Pour dénicher des pépites, il se tourne vers diverses structures de quatre régions : Anaa en Nouvelle Aquitaine, FoodLoire dans les Pays de la Loire, Ad’Occ en Occitanie et la Région en Normandie. A son lancement, la plateforme compte 200 produits de 15 producteurs et a pour objectif d’en totaliser 500 (pour 50 producteurs) d’ici trois mois.
Des produits moins chers pour l’acheteur chinois
Comment Foodgates se remunère-t-il ? Pour 1 à 10 produits mis en ligne, il en coûte pour le producteur un abonnement mensuel de 599 euros. Ensuite, l’acheteur chinois verse une commission de 10 % à 15 % du montant de la commande.

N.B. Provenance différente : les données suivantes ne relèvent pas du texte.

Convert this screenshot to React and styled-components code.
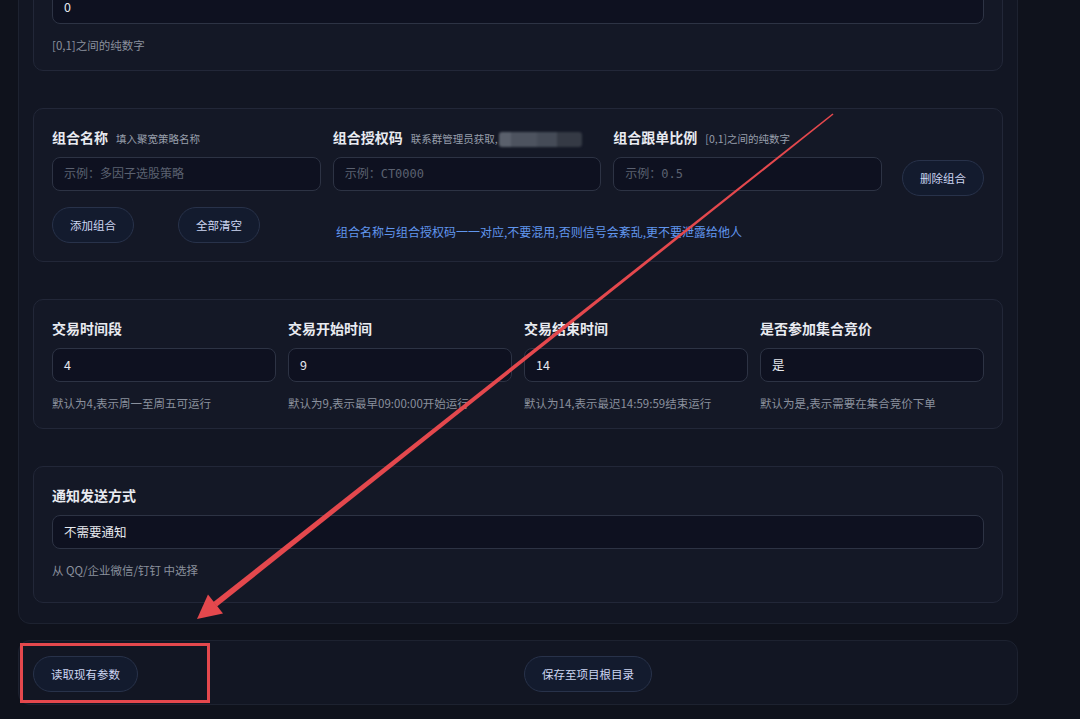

Pour Mathieu Borgé, « c’est beaucoup moins que les 20 % ou 30 % demandés par un importateur chinois qui, de plus, n’est que l’un des intermédiaires ». L’occasion donc de rendre compétitifs des produits premium dont les consommateurs chinois aisés sont particulièrement friands tout en étant très regardant sur la traçabilité. « Une étude australienne a par exemple montré que 50 % de la viande bœuf australienne commercialisée en Chine n’était ni australienne ni même du bœuf », rappelle Mathieu Borgé.
C’est donc grâce à la technologie de la blockchain mise à disposition des PME et ETI que les Maîtres laitiers du Cotentin, malgré leur mésaventure avec Synutra, vont pouvoir renforcer la légitimité du lait infantile d’excellente qualité dans un pays où, 12 ans plus tard, le scandale du lait contaminé à la mélamine est encore très vif.